Os donos do poder, leia-se um por cento da população brasileira, conseguiram, de fato, através do uso do mito e de repetidas e reiteradas afirmações arbitrárias, persuadir grande parte da sociedade de que o maior responsável pelos problemas do país é o Estado e sua incapacidade de administrar e gerir a coisa pública.
 
A melhor saída, nestes casos, é entregar nossas riquezas e patrimônios nas mãos de empresas privadas e de pessoas mais bem preparadas, aquinhoadas e competentes: eles próprios. Os meios de comunicação de massa ao deturparem a imagem do Estado, passaram a dar todo crédito e mérito às leis “reguláveis” do mercado.
 
O mercado, assim como seus agentes, aparece como uma entidade invisível e abstrata, impessoal e universal, cujos princípios emanam de sua autorregulação natural e espontânea, promovida pela concorrência e pela competitividade, pela lei de oferta e demanda. O Estado, por sua vez, é retratado como particularista e pessoal, corrupto e partidário.

O papel central dos pseudo-sábios da mídia e do jornalismo é a idiotização da classe média, que por sua natureza soberba e orgulhosa, não se reconhece ou se admite povo e ignorante. Mesmo diante de tantos fatos e acontecimentos nem desconfia que também está sendo cegamente conduzida e manipulada pelas mãos do consumismo e do conformismo político e ideológico.
 
Os miseráveis, herdeiros diretos da senzala, são responsáveis pelo serviço braçal, bruto e pesado. Aos escolhidos pelo sistema e possuidores de grandes patrimônios, cabe o legítimo direito e dever de explorar e manter à sua revelia e critério este atual estado de coisas.

A escravidão no Brasil é um ideal mantido às ocultas, mas hoje, através da reforma trabalhista, revela sua face mais dura e cruel. Por muitos anos, a elite maquiou este fato, de modo que o discurso mais vendido e aceito é o da vitimização por parte dos pobres e excluídos.

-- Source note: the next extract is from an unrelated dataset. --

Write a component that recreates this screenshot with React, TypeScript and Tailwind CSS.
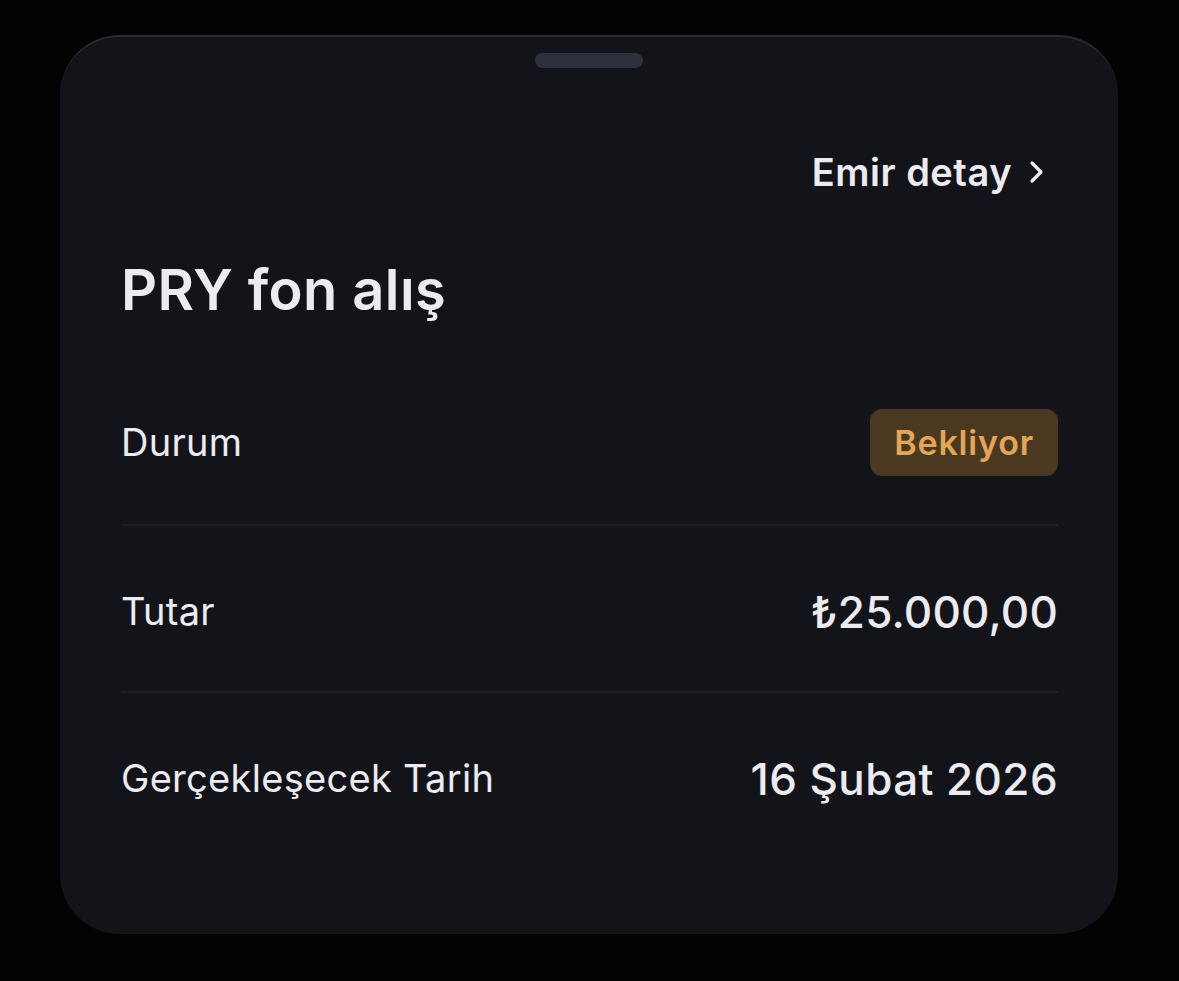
import React from "react";

type Row = { label: string; value: React.ReactNode };

function Chevron() {
  return (
    <svg width="18" height="28" viewBox="0 0 18 28" fill="none" className="ml-[16px]">
      <path d="M4 5l9 9-9 9" stroke="#ecebf2" strokeWidth="3.2" strokeLinecap="round" strokeLinejoin="round" />
    </svg>
  );
}

export default function App() {
  const rows: Row[] = [
    {
      label: "Durum",
      value: (
        <span className="flex h-[67px] items-center rounded-[12px] bg-[#4b3820] px-[24px] text-[34px] font-semibold tracking-[0.8px] text-[#e3a556]">
          Bekliyor
        </span>
      ),
    },
    {
      label: "Tutar",
      value: <span className="text-[44px] font-medium tracking-[0.2px]">₺25.000,00</span>,
    },
    {
      label: "Gerçekleşecek Tarih",
      value: <span className="text-[44px] font-medium tracking-[0.4px]">16 Şubat 2026</span>,
    },
  ];

  return (
    <div className="min-h-screen w-full bg-[#030303] pt-[35px] pl-[60px]" style={{ fontFamily: "Inter, 'Noto Sans', sans-serif" }}>
      <div className="flex h-[899px] w-[1058px] flex-col rounded-[60px] border-t-2 border-[#2a2b33] bg-[#131419] text-[#ecebf2]">
        <div className="mt-[16px] flex justify-center">
          <div className="h-[15px] w-[108px] rounded-full bg-[#2d303d]" />
        </div>

        <div className="mt-[82px] flex h-[44px] items-center justify-end pr-[72px]">
          <span className="text-[38px] font-semibold tracking-[0.5px]">Emir detay</span>
          <Chevron />
        </div>

        <h1 className="mt-[64px] pl-[61px] text-[56px] leading-[64px] font-semibold tracking-[0.4px]">PRY fon alış</h1>

        <div className="mt-[87px] flex flex-col px-[60px] pl-[61px]">
          {rows.map((r, i) => (
            <div key={r.label}>
              {i > 0 && <div className="h-[2px] bg-[#1e1f26]" />}
              <div
                className={
                  "flex h-[67px] items-center justify-between " +
                  (i === 0 ? "mb-[48px]" : i === 1 ? "mt-[52px] mb-[46px]" : "mt-[52px]")
                }
              >
                <span className="text-[38px] font-normal tracking-[0.3px]">{r.label}</span>
                {r.value}
              </div>
            </div>
          ))}
        </div>
      </div>
    </div>
  );
}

Bastou a parte mais pobre da sociedade frequentar os aeroportos para que os mais ricos não demorassem a demonstrar sua indisfarçável insatisfação, comparando-os a rodoviárias. A presença dos mais pobres no shopping e universidades incomodou profundamente uma ala conservadora, branca e elitista, que se considera superior e acima de seus conterrâneos.
 
O ódio aos mais pobres é claro e explícito, e cada qual parece amar o seu opressor. O Brasil é um país majoritariamente formado e constituído de miseráveis, contudo eles mesmos, ao atingirem certo status social, se tornam, repentinamente, convertidos à seita maligna do capital.
 
Acreditando nas suas qualidades e na sua vontade de vencer na vida se julgam exemplos a serem seguidos e admirados, como se suas trajetórias pudessem resumir e atestar uma infalível receita de sucesso perfeitamente aplicável e praticável por todos. Mal sabem que sua vida, assim como seus interesses são dirigidos por quem está vários degraus acima.

Mesmo com a corda no pescoço, pagando escolas e hospitais privados, a classe média brasileira não se rende à evidência de que existe uma rapinagem e um sórdido jogo econômico muito acima do que possa imaginar sua débil inteligência.
 
Cheios de si e fartos dos outros, estes seres posam felizes para as fotos, de forma leve e descontraída, alegre e despreocupada, esquecendo-se que o preço a ser pago é alto: a escravização de si e do outro.
 
O poder do povo, ou a democracia, mais uma vez, deixa de ser exercida em função dos interesses daqueles que dizem nos representar. E assim caminhamos em direção à ruína de muitos e à riqueza de uns poucos. E continuo me perguntando: até quando?